20 Taking into account that State Environmental Planning Policy - Seniors Living was introduced in place of State Environmental Planning Policy No. 5 after the previous application and before the subject application was lodged I do not accept that the council was being unreasonable by not assuming that material provided for the previous application continued to be relevant. Unless directed by the applicant it is not for the council to make assumptions about material involving a different although related application even though that information relates to the subject application.

21 Given that the applicant did not respond to the council's request for further information in June and August it is perhaps not surprising that the council sought further information by means of the statement of issues. Such an approach is not unusual in proceedings of this kind. As necessary information is provided such issues are usually not pressed although further issues may arise when this information is provided.

22 As for the consent orders hearing, including the Court's visiting of the site and hearing of resident objector evidence, there was nothing unusual about this and certainly nothing arose to warrant the awarding of costs.

23 I understand how the applicant believes that the statement of issues could be seen to be an attempt to re-litigate matters that were determined in relation to the previous application. If this were so it may have been appropriate to award costs. However for the reasons I have given I have not been persuaded that this is the case here.

The s 96 application

24 In relation to the hearing of the s 96 application to amend certain conditions the council seeks an order for costs because the issues dealt with during that hearing should never have arisen in that context but should have been raised at the s 97 hearing on 15 October 2004. Alternatively the applicant should have approached the council directly under s 96AA of the EPA Act to have the consent amended thus avoiding the expenses associated with the involvement of the Court.
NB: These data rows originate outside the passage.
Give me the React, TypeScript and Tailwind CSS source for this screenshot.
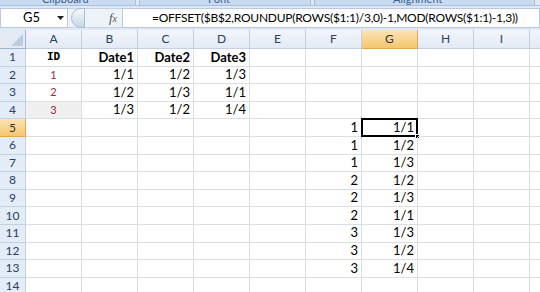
import React from "react";

const cols = ["A", "B", "C", "D", "E", "F", "G", "H", "I", ""];

type Cell = { t?: string; cls?: string };

const data: Record<number, Record<string, Cell>> = {
  1: {
    A: { t: "ID", cls: "justify-center font-bold font-['DejaVu_Sans_Mono'] text-[11px]" },
    B: { t: "Date1", cls: "justify-end font-bold" },
    C: { t: "Date2", cls: "justify-end font-bold" },
    D: { t: "Date3", cls: "justify-end font-bold" },
  },
  2: {
    A: { t: "1", cls: "justify-center text-[#a0283a] text-[11px]" },
    B: { t: "1/1", cls: "justify-end" },
    C: { t: "1/2", cls: "justify-end" },
    D: { t: "1/3", cls: "justify-end" },
  },
  3: {
    A: { t: "2", cls: "justify-center text-[#a0283a] text-[11px]" },
    B: { t: "1/2", cls: "justify-end" },
    C: { t: "1/3", cls: "justify-end" },
    D: { t: "1/1", cls: "justify-end" },
  },
  4: {
    A: { t: "3", cls: "justify-center text-[#a0283a] text-[11px] bg-[#f0f0f0]" },
    B: { t: "1/3", cls: "justify-end" },
    C: { t: "1/2", cls: "justify-end" },
    D: { t: "1/4", cls: "justify-end" },
  },
};

const fcol = ["1", "1", "1", "2", "2", "2", "3", "3", "3"];
const gcol = ["1/1", "1/2", "1/3", "1/2", "1/3", "1/1", "1/3", "1/2", "1/4"];
for (let i = 0; i < 9; i++) {
  const r = 5 + i;
  data[r] = data[r] || {};
  data[r].F = { t: fcol[i], cls: "justify-end" };
  data[r].G = { t: gcol[i], cls: "justify-end" };
}

export default function App() {
  const rows = Array.from({ length: 14 }, (_, i) => i + 1);
  return (
    <div className="w-[540px] h-[292px] overflow-hidden bg-white font-['Lato',sans-serif] text-[13px] text-black">
      {/* ribbon bottom strip */}
      <div className="h-[6px] bg-[#dfe9f5] flex overflow-hidden border-b border-[#a9c0dc]">
        <div className="w-[136px] relative border-r border-[#a9c0dc] bg-[#c9dbf0]">
          <span className="absolute left-[42px] top-[-7px] text-[11px] leading-[12px] text-[#3b5f8f]">Clipboard</span>
        </div>
        <div className="w-[3px]" />
        <div className="w-[172px] relative border-x border-[#a9c0dc] bg-[#c9dbf0]">
          <span className="absolute left-[68px] top-[-7px] text-[11px] leading-[12px] text-[#3b5f8f]">Font</span>
        </div>
        <div className="w-[3px]" />
        <div className="w-[221px] relative border-x border-[#a9c0dc] bg-[#c9dbf0]">
          <span className="absolute left-[78px] top-[-7px] text-[11px] leading-[12px] text-[#3b5f8f]">Alignment</span>
        </div>
      </div>
      {/* formula bar */}
      <div className="h-[22px] bg-[#dfe8f4] flex items-center pt-[1px]">
        <div className="h-[20px] w-[68px] bg-white border border-[#b7c9df] flex items-center justify-between pl-[22px] pr-[3px] text-[13px]">
          <span>G5</span>
          <svg width="7" height="4" viewBox="0 0 7 4"><path d="M0 0h7L3.5 4z" fill="#222" /></svg>
        </div>
        <div className="h-[20px] w-[54px] flex items-center bg-[#eef3f9] border-y border-[#c4d3e5] relative">
          <div className="w-[14px] h-[20px] rounded-l-full border border-[#a8bdd6] bg-gradient-to-b from-[#f7f9fc] to-[#c9d6e6] ml-[3px]" />
          <span className="ml-auto mr-[5px] font-['Liberation_Serif',serif] italic text-[13px] text-[#555]">f<span className="text-[10px]">x</span></span>
        </div>
        <div className="h-[20px] flex-1 bg-white border border-[#b7c9df] flex items-center pl-[29px] text-[12px] tracking-[-0.25px] whitespace-nowrap">
          =OFFSET($B$2,ROUNDUP(ROWS($1:1)/3,0)-1,MOD(ROWS($1:1)-1,3))
        </div>
      </div>
      <div className="h-[2px] bg-[#dfe8f4]" />
      {/* grid */}
      <div className="grid grid-cols-[26px_repeat(9,56px)_20px]">
        {/* corner */}
        <div className="h-[19px] bg-[#e4ebf5] border-r border-b border-[#9eb6ce] relative overflow-hidden">
          <svg className="absolute right-[2px] bottom-[2px]" width="12" height="12" viewBox="0 0 12 12"><path d="M12 0V12H0z" fill="#bccde2" /></svg>
        </div>
        {cols.map((c, i) => (
          <div
            key={i}
            className={`h-[19px] flex items-center justify-center text-[12px] border-r border-b ${c === "G" ? "bg-gradient-to-b from-[#fbe3b4] to-[#f5c66e] border-[#e2a84a] text-[#333]" : "bg-gradient-to-b from-[#f3f6fb] to-[#e2eaf5] border-[#c2d1e3] text-[#27415f]"}`}
          >
            {c}
          </div>
        ))}
        {rows.map((r) => (
          <React.Fragment key={r}>
            <div
              className={`h-[17.6px] flex items-center justify-center text-[12px] border-r border-b ${r === 5 ? "bg-gradient-to-b from-[#fbe3b4] to-[#f5c66e] border-[#e2a84a] text-[#333]" : "bg-[#e4ecf7] border-[#c2d1e3] text-[#27415f]"}`}
            >
              {r}
            </div>
            {cols.map((c, i) => {
              const cell = data[r]?.[c];
              const sel = r === 5 && c === "G";
              return (
                <div
                  key={i}
                  className={`h-[17.6px] flex items-center px-[3px] border-r border-b border-[#dadfe6] relative ${cell?.cls ?? ""}`}
                >
                  {cell?.t}
                  {sel && (
                    <>
                      <div className="absolute left-[-1px] top-[-1px] right-[-1px] bottom-[-1px] border-[2px] border-black" />
                      <div className="absolute right-[-3px] bottom-[-3px] w-[5px] h-[5px] bg-black border border-white" />
                    </>
                  )}
                </div>
              );
            })}
          </React.Fragment>
        ))}
      </div>
    </div>
  );
}
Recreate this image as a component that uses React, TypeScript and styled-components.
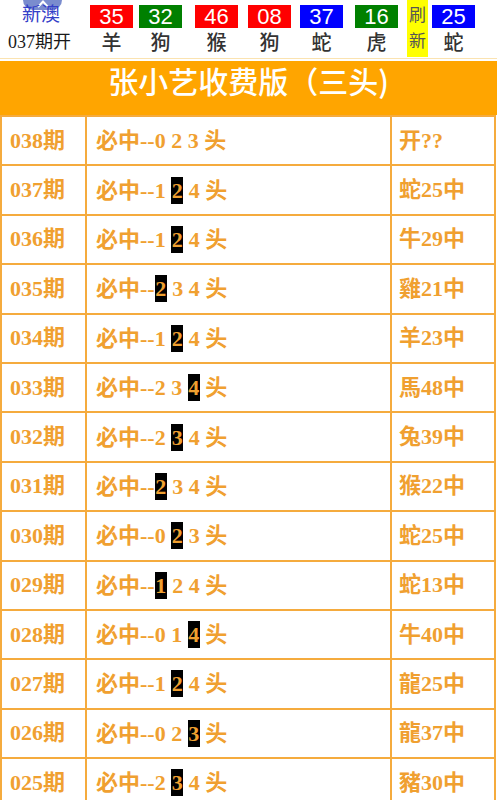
import React from "react";
import styled, { createGlobalStyle } from "styled-components";

const Global = createGlobalStyle`
  html, body { margin: 0; padding: 0; background: #fff; }
  body { width: 497px; overflow: hidden; }
`;

const Page = styled.div`
  width: 497px;
  background: #fff;
`;

const TopBar = styled.div`
  display: grid;
  grid-template-columns: 90px 49px 56px 53px 52px 55px 52px 25px 1fr;
  height: 58px;
  border-bottom: 1px solid #fbe3b0;
  font-family: "Noto Sans CJK SC", sans-serif;
`;

const IssueCell = styled.div`
  position: relative;
  display: flex;
  flex-direction: column;
  align-items: flex-start;
`;

const Tab = styled.div`
  position: absolute;
  left: 23px;
  top: 0;
  width: 39px;
  height: 10px;
  background: #7a8cce;
  border-radius: 0 0 12px 12px;
  display: flex;
  justify-content: center;
`;

const Brand = styled.div`
  position: relative;
  margin: 1px 0 0 22px;
  font-size: 19px;
  line-height: 23px;
  color: #3440c8;
`;

const OpenLabel = styled.div`
  margin: 8px 0 0 8px;
  font-family: "Liberation Serif", "Noto Sans CJK SC", serif;
  font-size: 18px;
  line-height: 20px;
  color: #1a1a1a;
`;

const BallCell = styled.div`
  display: flex;
  flex-direction: column;
  align-items: flex-start;
`;

const Ball = styled.div<{ $c: string }>`
  margin-top: 5px;
  width: 43px;
  height: 23px;
  background: ${(p) => p.$c};
  color: #fff;
  font-family: "Liberation Sans", Arial, sans-serif;
  font-size: 22px;
  line-height: 24px;
  text-align: center;
`;

const Animal = styled.div`
  width: 43px;
  margin-top: 2px;
  text-align: center;
  font-size: 20px;
  line-height: 24px;
  font-weight: 500;
  color: #333;
`;

const Refresh = styled.div`
  width: 21px;
  height: 57px;
  background: #ffff00;
  color: #555;
  font-size: 17px;
  line-height: 26px;
  display: flex;
  flex-direction: column;
  align-items: center;
  padding-top: 1px;
  box-sizing: border-box;
`;

const Banner = styled.div`
  margin-top: 2px;
  height: 54px;
  background: #ffa500;
  color: #fff;
  text-align: center;
  font-family: "Noto Sans CJK SC", sans-serif;
  font-size: 30px;
  font-weight: 500;
  line-height: 38px;
`;

const Table = styled.table`
  width: 494px;
  border-collapse: collapse;
  table-layout: fixed;
  font-family: "Liberation Serif", "Noto Sans CJK SC", serif;
  font-weight: bold;
  font-size: 22px;
  color: #f0a030;
`;

const Td = styled.td<{ $pad: number; $w: number }>`
  box-sizing: border-box;
  width: ${(p) => p.$w}px;
  height: 49.4px;
  padding: 0 0 0 ${(p) => p.$pad}px;
  border: 2px solid #f5ab3e;
  white-space: nowrap;
  vertical-align: middle;
  line-height: 26px;
`;

const Hit = styled.span`
  display: inline-block;
  background: #000;
  color: #f0a030;
  width: 12px;
  text-align: center;
  line-height: 27px;
`;

const balls = [
  { n: "35", c: "#ff0000", a: "羊" },
  { n: "32", c: "#008000", a: "狗" },
  { n: "46", c: "#ff0000", a: "猴" },
  { n: "08", c: "#ff0000", a: "狗" },
  { n: "37", c: "#0000ff", a: "蛇" },
  { n: "16", c: "#008000", a: "虎" },
];

const rows: [string, string[], number, string][] = [
  ["038", ["0", "2", "3"], -1, "开??"],
  ["037", ["1", "2", "4"], 1, "蛇25中"],
  ["036", ["1", "2", "4"], 1, "牛29中"],
  ["035", ["2", "3", "4"], 0, "雞21中"],
  ["034", ["1", "2", "4"], 1, "羊23中"],
  ["033", ["2", "3", "4"], 2, "馬48中"],
  ["032", ["2", "3", "4"], 1, "兔39中"],
  ["031", ["2", "3", "4"], 0, "猴22中"],
  ["030", ["0", "2", "3"], 1, "蛇25中"],
  ["029", ["1", "2", "4"], 0, "蛇13中"],
  ["028", ["0", "1", "4"], 2, "牛40中"],
  ["027", ["1", "2", "4"], 1, "龍25中"],
  ["026", ["0", "2", "3"], 2, "龍37中"],
  ["025", ["2", "3", "4"], 1, "豬30中"],
];

export default function App() {
  return (
    <Page>
      <Global />
      <TopBar>
        <IssueCell>
          <Tab>
            <svg width="14" height="8" viewBox="0 0 14 8">
              <path d="M2 7 L7 1.5 L12 7" stroke="#fff" strokeWidth="2" fill="none" />
            </svg>
          </Tab>
          <Brand>新澳</Brand>
          <OpenLabel>037期开</OpenLabel>
        </IssueCell>
        {balls.map((b, i) => (
          <BallCell key={i}>
            <Ball $c={b.c}>{b.n}</Ball>
            <Animal>{b.a}</Animal>
          </BallCell>
        ))}
        <BallCell>
          <Refresh>
            <span>刷</span>
            <span>新</span>
          </Refresh>
        </BallCell>
        <BallCell>
          <Ball $c="#0000ff">25</Ball>
          <Animal>蛇</Animal>
        </BallCell>
      </TopBar>
      <Banner>张小艺收费版（三头)</Banner>
      <Table>
        <tbody>
          {rows.map(([p, nums, hit, res]) => (
            <tr key={p}>
              <Td $w={85} $pad={8}>{p}期</Td>
              <Td $w={305} $pad={9}>
                必中--
                {nums.map((d, i) => (
                  <React.Fragment key={i}>
                    {i > 0 ? " " : ""}
                    {i === hit ? <Hit>{d}</Hit> : d}
                  </React.Fragment>
                ))}{" "}
                头
              </Td>
              <Td $w={104} $pad={7}>{res}</Td>
            </tr>
          ))}
        </tbody>
      </Table>
    </Page>
  );
}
25 In response the applicant acknowledged that the hearing on 28 October 2004 was earlier than might otherwise have been the case as a result of its pressing for an early date. However this does not, in principle, excuse the council from its fundamental responsibility to provide the conditions in sufficient time to afford the applicant a reasonable opportunity to consider them.

26 As I understand it the 171 draft without prejudice conditions of consent were given to the applicant on 27th October 2004, the day before the hearing. A further set of conditions was provided to the applicant during the lunch adjournment on 28 October 2004. Whilst some of the conditions may have been changed, the conditions the subject of the s 96 application were unchanged.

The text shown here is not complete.